For normal line-level audio signals, with a low impedance output and a (relatively) high impedance input, splitting a signal has no effect on levels. If my output is 0.7 volt RMS and I plug it into an input, that input sees 0.7 volt RMS. If I split it by a Y-cable into two inputs, both inputs see 0.7 volt RMS.
Put another way, normally with audio, it's levels that you're sending, not power. They actually work quite a lot like digital signals - you're just sending information, it's just the way you encode it that differs.
Corrections welcome, but I think the above is broadly correct
Regards
roy
Footnote:
Now, if you did the above experiment in an anechoic chamber, using a sine wave as your source, and moved a microphone about, you would find something interesting. At some points in the room, the signals would contructively intererfere - they would sum - and you would get the same 6dB effect that the stereo-to-mono conversion gives you. And in
other locations, the signals would
destructively interfere (because they'd be out of phase), and they'd completely cancel out resulting in silence.
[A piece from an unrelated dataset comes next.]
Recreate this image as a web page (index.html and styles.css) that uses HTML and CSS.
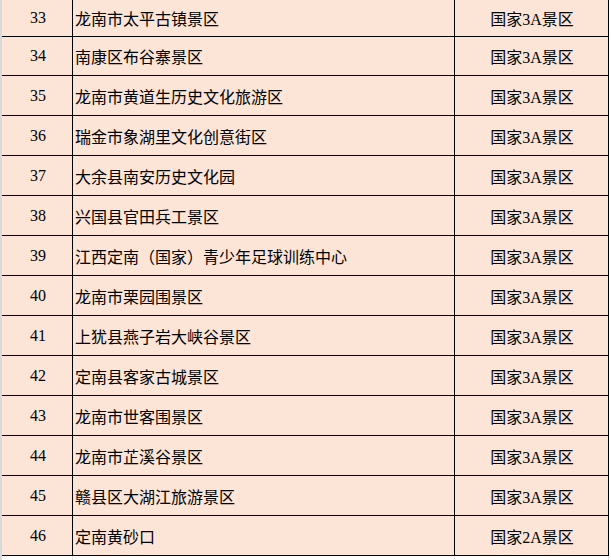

So although in
total it's still true that you'd be putting out the twice the power - in some place you'd get
four times the power (+6dB) and in others you'd get silence (-infinity dB).
In practice, in the real world, interference effects are rarely significant (and then only at very high frequencies). But interference effects are the reason you can never find the lost smoke alarm or other high-pitched beeping device - the sound gets quieter and louder as you move about - without giving you any clear idea as to where the source is.